WORK TO DO — Copy every line in which the string "React" occurs.
**** PROVIDED MATERIAL ****
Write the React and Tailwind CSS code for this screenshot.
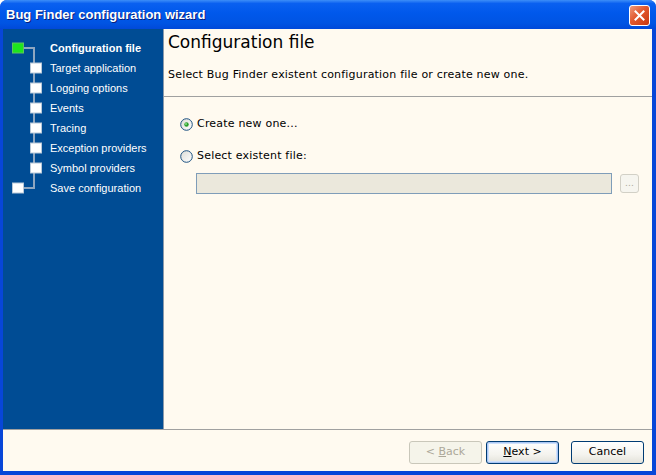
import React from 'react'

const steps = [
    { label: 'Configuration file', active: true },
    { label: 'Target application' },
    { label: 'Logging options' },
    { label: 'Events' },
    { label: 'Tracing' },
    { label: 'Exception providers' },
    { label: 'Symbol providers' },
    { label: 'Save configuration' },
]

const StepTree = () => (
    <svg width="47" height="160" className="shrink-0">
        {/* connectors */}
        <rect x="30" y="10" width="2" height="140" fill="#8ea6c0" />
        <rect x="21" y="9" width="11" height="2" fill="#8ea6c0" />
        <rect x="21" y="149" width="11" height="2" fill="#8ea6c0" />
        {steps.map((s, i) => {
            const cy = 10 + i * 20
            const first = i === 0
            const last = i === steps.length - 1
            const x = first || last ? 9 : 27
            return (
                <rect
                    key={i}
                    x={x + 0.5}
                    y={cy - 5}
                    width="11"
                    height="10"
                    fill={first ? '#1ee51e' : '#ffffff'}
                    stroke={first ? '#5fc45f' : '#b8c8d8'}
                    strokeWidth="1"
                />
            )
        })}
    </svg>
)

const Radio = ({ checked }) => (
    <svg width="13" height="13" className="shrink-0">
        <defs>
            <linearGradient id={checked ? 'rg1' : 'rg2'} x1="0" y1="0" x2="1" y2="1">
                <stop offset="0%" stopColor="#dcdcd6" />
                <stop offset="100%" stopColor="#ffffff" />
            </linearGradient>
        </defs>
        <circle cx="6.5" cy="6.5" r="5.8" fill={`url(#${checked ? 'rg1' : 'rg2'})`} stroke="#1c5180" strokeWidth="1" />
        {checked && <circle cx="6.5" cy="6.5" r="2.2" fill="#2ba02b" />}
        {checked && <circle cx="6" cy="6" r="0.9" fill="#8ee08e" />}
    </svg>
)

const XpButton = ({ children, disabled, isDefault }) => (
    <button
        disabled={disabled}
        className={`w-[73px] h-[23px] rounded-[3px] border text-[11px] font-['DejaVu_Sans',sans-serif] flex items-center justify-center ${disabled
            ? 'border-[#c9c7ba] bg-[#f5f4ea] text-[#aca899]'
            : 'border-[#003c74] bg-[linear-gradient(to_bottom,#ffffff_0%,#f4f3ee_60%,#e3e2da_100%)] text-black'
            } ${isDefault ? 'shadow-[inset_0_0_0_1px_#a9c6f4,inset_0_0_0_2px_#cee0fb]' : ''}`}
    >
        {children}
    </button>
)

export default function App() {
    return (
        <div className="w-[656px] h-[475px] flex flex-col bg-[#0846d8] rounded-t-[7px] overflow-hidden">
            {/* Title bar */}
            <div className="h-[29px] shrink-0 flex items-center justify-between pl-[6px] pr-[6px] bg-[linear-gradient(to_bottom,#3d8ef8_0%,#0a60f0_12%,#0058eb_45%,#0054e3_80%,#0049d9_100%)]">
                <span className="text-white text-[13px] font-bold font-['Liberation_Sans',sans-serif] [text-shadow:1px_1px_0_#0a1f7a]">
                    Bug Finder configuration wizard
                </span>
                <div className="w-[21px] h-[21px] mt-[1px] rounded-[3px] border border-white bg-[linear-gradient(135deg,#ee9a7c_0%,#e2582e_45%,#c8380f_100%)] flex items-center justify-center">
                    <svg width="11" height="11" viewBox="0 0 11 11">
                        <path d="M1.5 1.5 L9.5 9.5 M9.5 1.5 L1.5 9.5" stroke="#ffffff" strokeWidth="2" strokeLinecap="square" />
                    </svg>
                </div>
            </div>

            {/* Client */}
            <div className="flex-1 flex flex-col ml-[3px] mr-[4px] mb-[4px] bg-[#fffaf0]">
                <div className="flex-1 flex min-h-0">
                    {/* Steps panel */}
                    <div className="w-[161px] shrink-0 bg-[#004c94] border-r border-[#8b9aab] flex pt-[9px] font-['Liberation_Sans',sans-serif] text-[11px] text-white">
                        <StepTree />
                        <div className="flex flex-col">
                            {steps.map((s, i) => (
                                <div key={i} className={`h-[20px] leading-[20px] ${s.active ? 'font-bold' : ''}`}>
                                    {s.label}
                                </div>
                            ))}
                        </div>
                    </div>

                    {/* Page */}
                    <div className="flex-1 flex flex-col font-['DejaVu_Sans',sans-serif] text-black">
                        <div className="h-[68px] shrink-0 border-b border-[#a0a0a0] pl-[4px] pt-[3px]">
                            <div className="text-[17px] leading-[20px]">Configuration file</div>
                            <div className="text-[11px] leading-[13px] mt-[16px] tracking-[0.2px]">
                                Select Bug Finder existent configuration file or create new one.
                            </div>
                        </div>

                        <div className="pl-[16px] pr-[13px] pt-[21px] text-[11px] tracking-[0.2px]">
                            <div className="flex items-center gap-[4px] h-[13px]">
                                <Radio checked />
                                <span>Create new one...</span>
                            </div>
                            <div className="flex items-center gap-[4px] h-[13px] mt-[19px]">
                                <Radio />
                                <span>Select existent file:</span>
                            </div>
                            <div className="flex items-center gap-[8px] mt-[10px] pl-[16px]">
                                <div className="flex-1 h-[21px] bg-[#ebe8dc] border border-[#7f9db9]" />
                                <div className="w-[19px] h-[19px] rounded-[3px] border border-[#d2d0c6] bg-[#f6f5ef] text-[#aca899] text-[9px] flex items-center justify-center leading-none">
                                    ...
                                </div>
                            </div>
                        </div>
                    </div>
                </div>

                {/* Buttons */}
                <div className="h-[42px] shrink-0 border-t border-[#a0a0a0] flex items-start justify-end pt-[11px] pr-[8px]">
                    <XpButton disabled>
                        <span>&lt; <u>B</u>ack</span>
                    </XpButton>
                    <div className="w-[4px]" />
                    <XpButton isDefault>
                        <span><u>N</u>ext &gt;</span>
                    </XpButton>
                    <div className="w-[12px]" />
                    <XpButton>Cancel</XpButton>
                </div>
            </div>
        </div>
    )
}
****
RESPONSE —
Write the React and Tailwind CSS code for this screenshot.
import React from 'react'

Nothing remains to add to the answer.